Rows from a dataset of pages and code:

┄┄┄┄┄┄┄┄┄┄

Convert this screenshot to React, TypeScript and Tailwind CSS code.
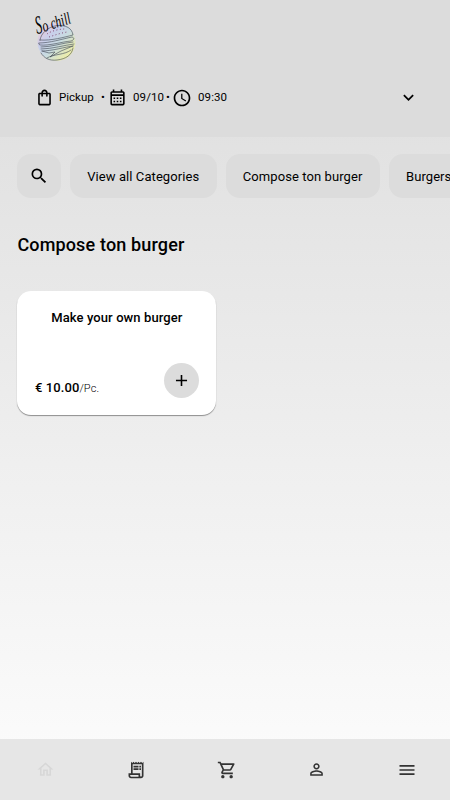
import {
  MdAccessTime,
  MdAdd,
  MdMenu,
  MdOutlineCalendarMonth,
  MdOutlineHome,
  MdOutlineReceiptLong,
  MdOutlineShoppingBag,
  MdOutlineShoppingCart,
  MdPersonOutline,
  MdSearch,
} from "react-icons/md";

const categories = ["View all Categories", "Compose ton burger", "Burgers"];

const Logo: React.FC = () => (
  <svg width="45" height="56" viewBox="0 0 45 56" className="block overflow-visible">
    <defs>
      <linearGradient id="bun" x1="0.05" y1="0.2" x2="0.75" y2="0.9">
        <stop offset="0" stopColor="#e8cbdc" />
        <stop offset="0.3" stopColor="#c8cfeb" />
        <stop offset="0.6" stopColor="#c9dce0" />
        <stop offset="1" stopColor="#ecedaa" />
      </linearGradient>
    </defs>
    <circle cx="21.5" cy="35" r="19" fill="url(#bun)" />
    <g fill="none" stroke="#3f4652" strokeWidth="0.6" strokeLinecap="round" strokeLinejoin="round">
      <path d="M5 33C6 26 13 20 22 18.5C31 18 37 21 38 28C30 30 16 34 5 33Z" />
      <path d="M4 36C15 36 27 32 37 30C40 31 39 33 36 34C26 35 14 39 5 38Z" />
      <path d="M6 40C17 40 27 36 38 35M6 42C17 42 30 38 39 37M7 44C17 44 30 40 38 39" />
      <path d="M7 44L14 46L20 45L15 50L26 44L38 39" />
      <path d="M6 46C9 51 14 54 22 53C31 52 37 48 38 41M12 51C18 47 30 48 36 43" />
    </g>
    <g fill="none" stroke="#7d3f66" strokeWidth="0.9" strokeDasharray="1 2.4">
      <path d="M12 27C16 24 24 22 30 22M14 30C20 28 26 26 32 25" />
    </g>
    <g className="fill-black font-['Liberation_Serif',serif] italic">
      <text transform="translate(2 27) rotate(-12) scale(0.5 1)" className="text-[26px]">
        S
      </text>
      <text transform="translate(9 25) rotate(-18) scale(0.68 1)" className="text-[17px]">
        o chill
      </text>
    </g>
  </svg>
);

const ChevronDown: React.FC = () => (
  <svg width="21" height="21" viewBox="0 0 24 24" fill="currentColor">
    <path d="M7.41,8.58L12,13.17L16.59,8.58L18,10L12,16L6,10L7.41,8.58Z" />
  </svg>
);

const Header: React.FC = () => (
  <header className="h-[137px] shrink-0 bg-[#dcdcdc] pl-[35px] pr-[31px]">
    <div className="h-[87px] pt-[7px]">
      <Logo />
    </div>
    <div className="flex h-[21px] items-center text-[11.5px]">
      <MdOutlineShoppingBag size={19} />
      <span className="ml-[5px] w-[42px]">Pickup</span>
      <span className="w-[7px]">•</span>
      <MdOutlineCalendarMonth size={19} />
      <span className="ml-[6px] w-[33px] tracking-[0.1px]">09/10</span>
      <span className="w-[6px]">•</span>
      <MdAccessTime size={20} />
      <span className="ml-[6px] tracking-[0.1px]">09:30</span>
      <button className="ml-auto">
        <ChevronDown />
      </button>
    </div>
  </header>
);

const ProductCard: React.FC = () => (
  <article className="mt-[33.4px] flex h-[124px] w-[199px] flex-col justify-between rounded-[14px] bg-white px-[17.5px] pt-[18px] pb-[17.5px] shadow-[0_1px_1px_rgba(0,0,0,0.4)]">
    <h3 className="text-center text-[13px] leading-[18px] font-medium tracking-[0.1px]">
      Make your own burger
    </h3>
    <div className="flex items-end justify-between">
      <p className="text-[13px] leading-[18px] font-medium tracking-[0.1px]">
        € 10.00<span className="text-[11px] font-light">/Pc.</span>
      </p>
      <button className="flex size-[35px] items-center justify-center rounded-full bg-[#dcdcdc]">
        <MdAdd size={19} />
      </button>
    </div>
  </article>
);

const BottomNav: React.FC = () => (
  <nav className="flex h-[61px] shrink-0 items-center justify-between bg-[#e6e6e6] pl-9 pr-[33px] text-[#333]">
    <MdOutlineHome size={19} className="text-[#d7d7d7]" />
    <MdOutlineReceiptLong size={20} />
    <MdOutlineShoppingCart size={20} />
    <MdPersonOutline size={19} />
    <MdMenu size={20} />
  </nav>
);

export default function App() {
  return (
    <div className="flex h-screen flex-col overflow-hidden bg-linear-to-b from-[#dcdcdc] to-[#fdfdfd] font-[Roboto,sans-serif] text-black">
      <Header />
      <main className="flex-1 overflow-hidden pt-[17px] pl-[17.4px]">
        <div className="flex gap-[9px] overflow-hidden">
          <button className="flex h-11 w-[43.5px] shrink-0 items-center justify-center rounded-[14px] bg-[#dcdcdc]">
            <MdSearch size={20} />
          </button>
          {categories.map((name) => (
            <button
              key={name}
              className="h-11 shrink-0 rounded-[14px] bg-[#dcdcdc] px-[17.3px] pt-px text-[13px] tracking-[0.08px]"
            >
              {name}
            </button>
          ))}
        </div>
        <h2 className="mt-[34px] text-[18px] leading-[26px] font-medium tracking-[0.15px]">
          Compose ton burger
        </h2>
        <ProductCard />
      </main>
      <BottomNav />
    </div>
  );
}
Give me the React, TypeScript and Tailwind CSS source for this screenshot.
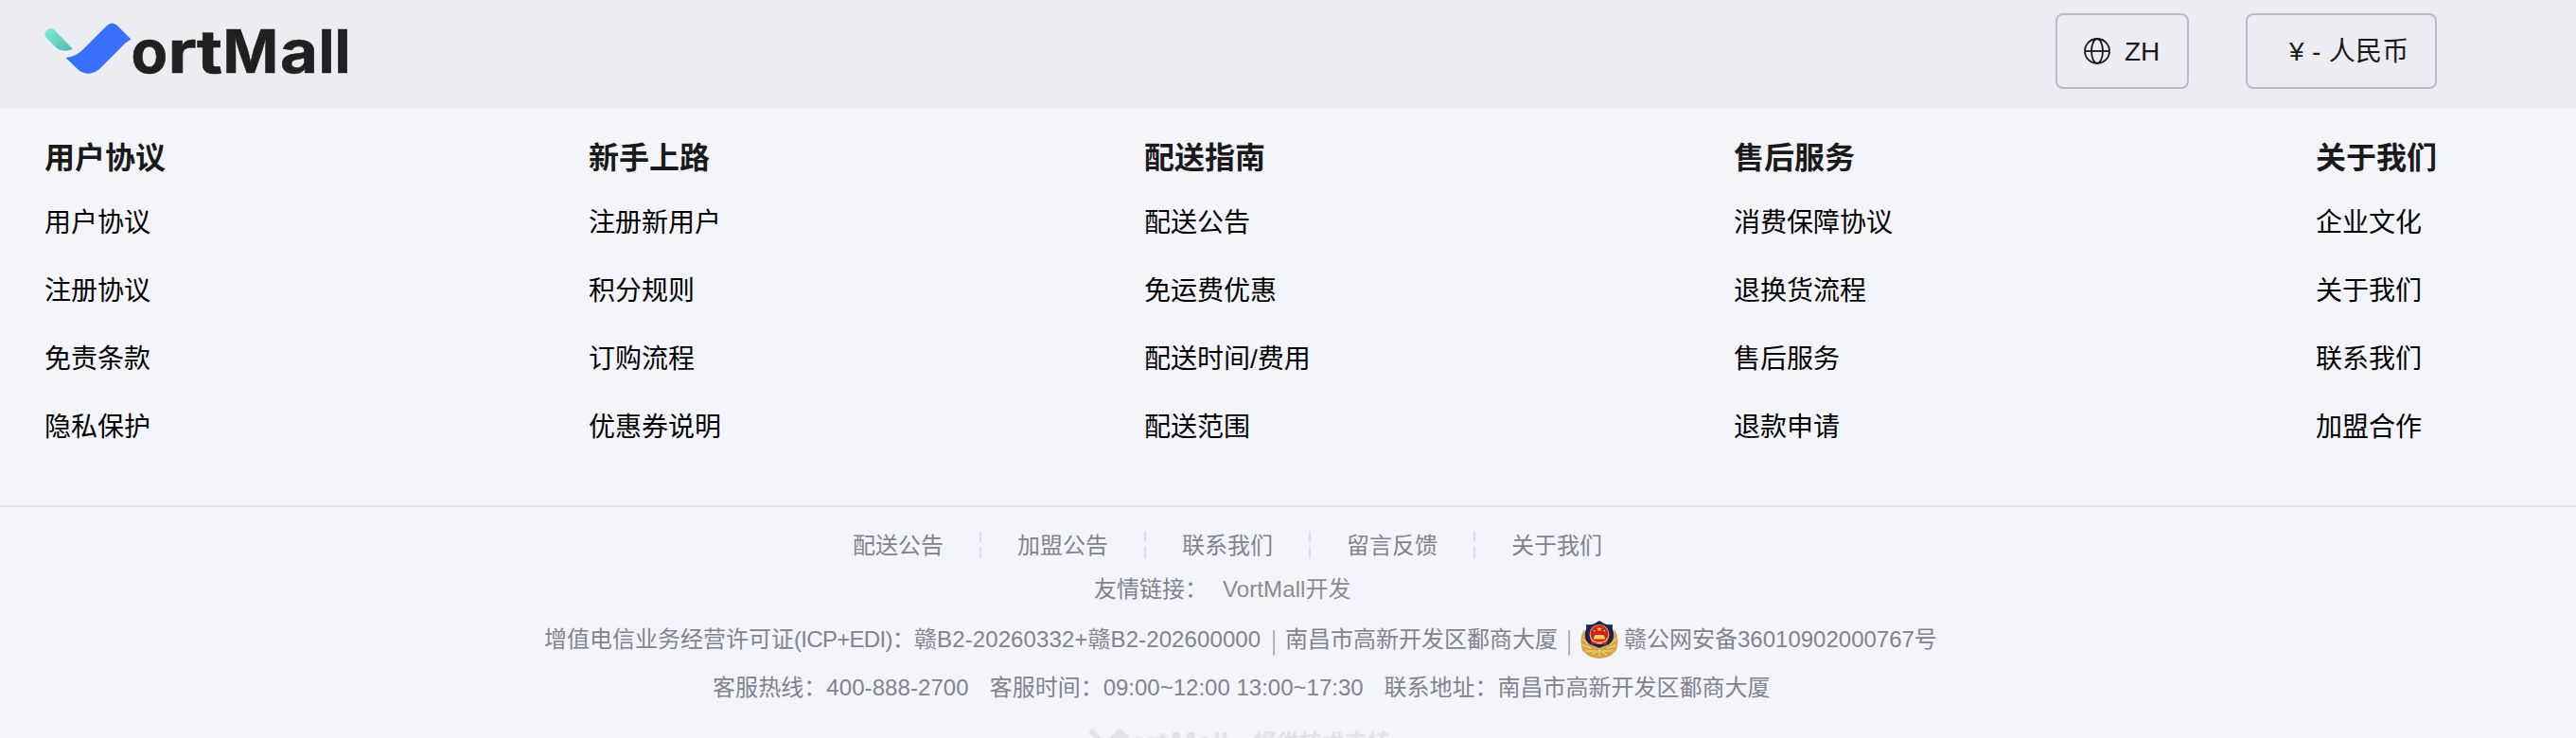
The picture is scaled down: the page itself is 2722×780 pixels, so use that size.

┄┄┄┄┄┄┄┄┄┄

→ Work to be completed: Beginning at the line that contains "Give me the", copy each remaining line of the records exactly, through the final one. Omit the pictures.

→ Solution for this exercise:
Give me the React, TypeScript and Tailwind CSS source for this screenshot.
The picture is scaled down: the page itself is 2722×780 pixels, so use that size.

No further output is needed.